* **PROVIDED RECORDS**
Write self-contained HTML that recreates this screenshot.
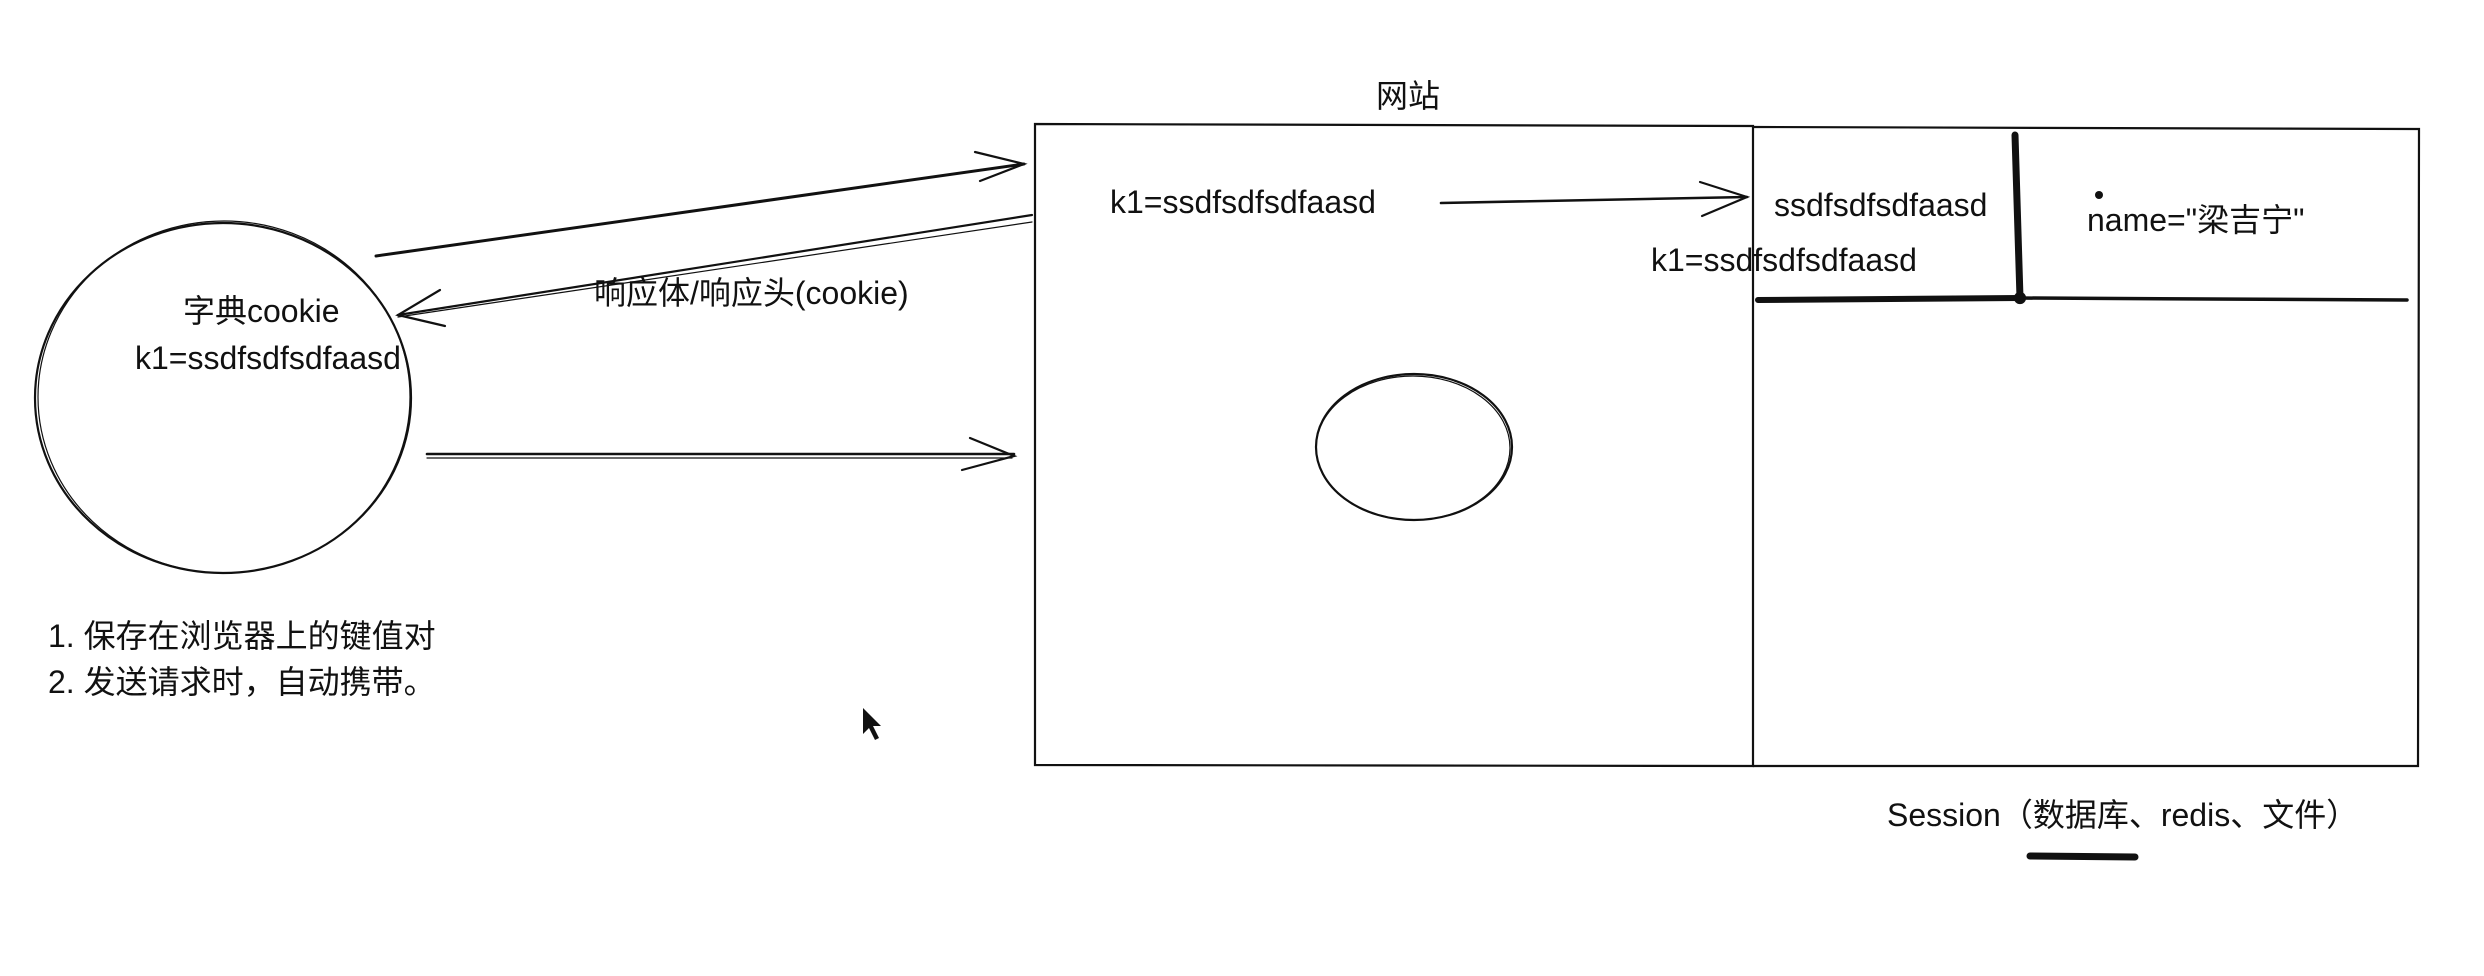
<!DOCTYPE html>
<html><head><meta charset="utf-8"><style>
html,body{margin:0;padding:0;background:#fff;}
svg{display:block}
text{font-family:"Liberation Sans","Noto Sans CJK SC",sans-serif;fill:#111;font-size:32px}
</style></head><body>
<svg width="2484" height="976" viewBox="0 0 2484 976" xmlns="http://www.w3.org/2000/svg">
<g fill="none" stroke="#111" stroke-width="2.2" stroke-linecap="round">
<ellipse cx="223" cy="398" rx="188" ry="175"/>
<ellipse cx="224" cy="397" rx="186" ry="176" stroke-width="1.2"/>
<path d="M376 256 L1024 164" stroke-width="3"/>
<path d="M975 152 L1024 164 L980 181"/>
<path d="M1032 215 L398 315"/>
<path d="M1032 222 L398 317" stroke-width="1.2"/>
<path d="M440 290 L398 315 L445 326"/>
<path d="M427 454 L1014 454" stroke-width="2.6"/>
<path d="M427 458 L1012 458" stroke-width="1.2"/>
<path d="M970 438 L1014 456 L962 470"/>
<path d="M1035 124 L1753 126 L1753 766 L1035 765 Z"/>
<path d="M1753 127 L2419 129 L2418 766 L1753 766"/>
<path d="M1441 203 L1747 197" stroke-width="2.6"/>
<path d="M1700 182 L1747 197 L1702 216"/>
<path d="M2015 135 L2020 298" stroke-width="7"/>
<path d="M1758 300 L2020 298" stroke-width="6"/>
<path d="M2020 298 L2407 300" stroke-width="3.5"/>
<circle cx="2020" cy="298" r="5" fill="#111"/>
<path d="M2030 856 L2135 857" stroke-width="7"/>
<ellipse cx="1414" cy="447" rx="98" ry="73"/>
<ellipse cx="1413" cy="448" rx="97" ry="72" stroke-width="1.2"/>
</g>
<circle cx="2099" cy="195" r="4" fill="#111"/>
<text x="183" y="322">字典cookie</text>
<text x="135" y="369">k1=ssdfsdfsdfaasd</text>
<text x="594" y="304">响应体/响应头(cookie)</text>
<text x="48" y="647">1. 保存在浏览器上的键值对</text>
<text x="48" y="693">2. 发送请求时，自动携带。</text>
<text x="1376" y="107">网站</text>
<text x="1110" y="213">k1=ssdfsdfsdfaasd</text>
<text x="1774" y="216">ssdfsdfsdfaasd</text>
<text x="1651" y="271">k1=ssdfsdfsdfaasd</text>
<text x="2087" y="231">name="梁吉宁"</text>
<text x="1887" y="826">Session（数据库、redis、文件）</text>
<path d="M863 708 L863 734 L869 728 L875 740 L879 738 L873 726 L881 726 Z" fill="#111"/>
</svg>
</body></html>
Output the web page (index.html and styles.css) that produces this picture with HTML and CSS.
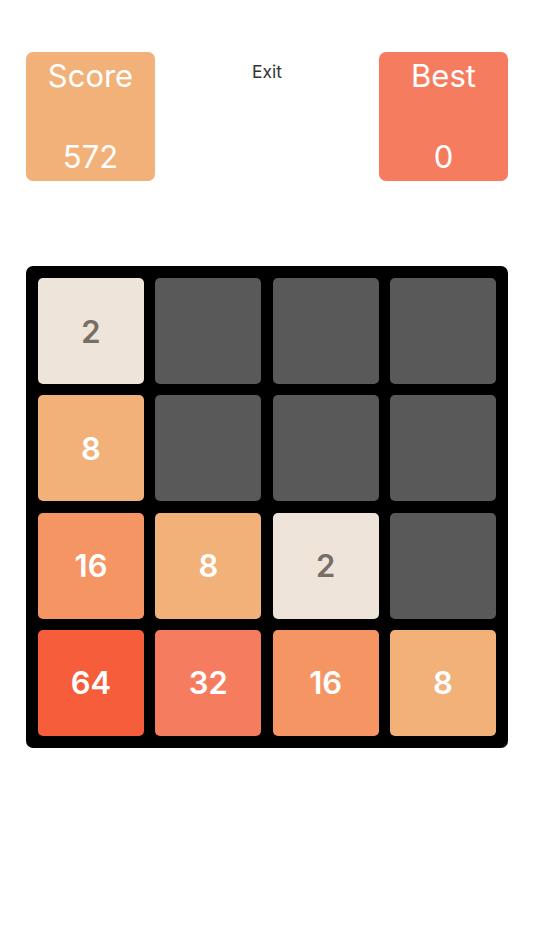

* **AIM OF THE EXERCISE**
Omit the pictures, and quote the material above exactly as given.

* **SOLUTION BELOW**
Write self-contained HTML that recreates this screenshot.
<!DOCTYPE html>
<html><head><meta charset="utf-8"><style>
html,body{margin:0;padding:0;background:#fff;}
svg{display:block}
text{font-family:"Liberation Sans","Noto Sans CJK SC",sans-serif;fill:#111;font-size:32px}
</style></head><body>
<svg width="2484" height="976" viewBox="0 0 2484 976" xmlns="http://www.w3.org/2000/svg">
<g fill="none" stroke="#111" stroke-width="2.2" stroke-linecap="round">
<ellipse cx="223" cy="398" rx="188" ry="175"/>
<ellipse cx="224" cy="397" rx="186" ry="176" stroke-width="1.2"/>
<path d="M376 256 L1024 164" stroke-width="3"/>
<path d="M975 152 L1024 164 L980 181"/>
<path d="M1032 215 L398 315"/>
<path d="M1032 222 L398 317" stroke-width="1.2"/>
<path d="M440 290 L398 315 L445 326"/>
<path d="M427 454 L1014 454" stroke-width="2.6"/>
<path d="M427 458 L1012 458" stroke-width="1.2"/>
<path d="M970 438 L1014 456 L962 470"/>
<path d="M1035 124 L1753 126 L1753 766 L1035 765 Z"/>
<path d="M1753 127 L2419 129 L2418 766 L1753 766"/>
<path d="M1441 203 L1747 197" stroke-width="2.6"/>
<path d="M1700 182 L1747 197 L1702 216"/>
<path d="M2015 135 L2020 298" stroke-width="7"/>
<path d="M1758 300 L2020 298" stroke-width="6"/>
<path d="M2020 298 L2407 300" stroke-width="3.5"/>
<circle cx="2020" cy="298" r="5" fill="#111"/>
<path d="M2030 856 L2135 857" stroke-width="7"/>
<ellipse cx="1414" cy="447" rx="98" ry="73"/>
<ellipse cx="1413" cy="448" rx="97" ry="72" stroke-width="1.2"/>
</g>
<circle cx="2099" cy="195" r="4" fill="#111"/>
<text x="183" y="322">字典cookie</text>
<text x="135" y="369">k1=ssdfsdfsdfaasd</text>
<text x="594" y="304">响应体/响应头(cookie)</text>
<text x="48" y="647">1. 保存在浏览器上的键值对</text>
<text x="48" y="693">2. 发送请求时，自动携带。</text>
<text x="1376" y="107">网站</text>
<text x="1110" y="213">k1=ssdfsdfsdfaasd</text>
<text x="1774" y="216">ssdfsdfsdfaasd</text>
<text x="1651" y="271">k1=ssdfsdfsdfaasd</text>
<text x="2087" y="231">name="梁吉宁"</text>
<text x="1887" y="826">Session（数据库、redis、文件）</text>
<path d="M863 708 L863 734 L869 728 L875 740 L879 738 L873 726 L881 726 Z" fill="#111"/>
</svg>
</body></html>
Output the web page (index.html and styles.css) that produces this picture with HTML and CSS.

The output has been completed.